I used to be less interested in Brad Pitt. But since his work with Andrew Dominik, The Assassination of Jesse James by the Coward Robert Ford (2007) and Killing Them Softly (2012), I really think he’s been making a lot of good career decisions. Great directors can use movie stars to their best advantage. Dominik and Pitt have a good two film history, but Pitt’s work with Quentin Tarantino, Terrance Malick, and even lesser directors in the past ten or so years has evolved some of his best movies and roles of his career. That said, World War Z is not necessarily exemplary.

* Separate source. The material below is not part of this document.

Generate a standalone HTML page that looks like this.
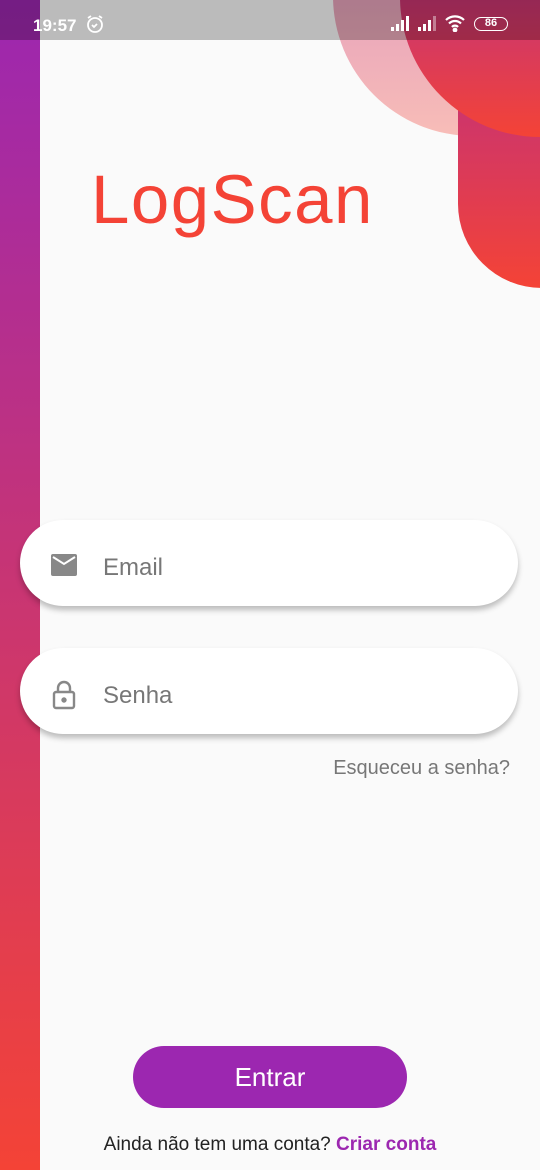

It’s a decent movie. It’s epic in scope but I think one problem it has is that it doesn’t have strong peaks and valleys. The zombie threat is shown in great extent early on and doesn’t get worse or more intense as the movie goes on. The image of the zombie ant pile breaching the walls in Israel may be the movie’s key image, but the best sequence is actually on the plane when Pitt throws a hand-grenade and blows up the back of the zombie-riddled vehicle. It’s epically not bad. That’s the best I can say for it. And sadly that may turn out to be one of this summer’s high points in the theater.
Post Script: The film is incredibly violent, though not gory exactly. There has been a lot of criticism lately regarding the MPAA and PG-13 movies in what registers a rating versus an R. This was a film in which I couldn’t recall if it was PG-13 or R while I was sitting in the theater. I actually thought it was or should have been R-rated.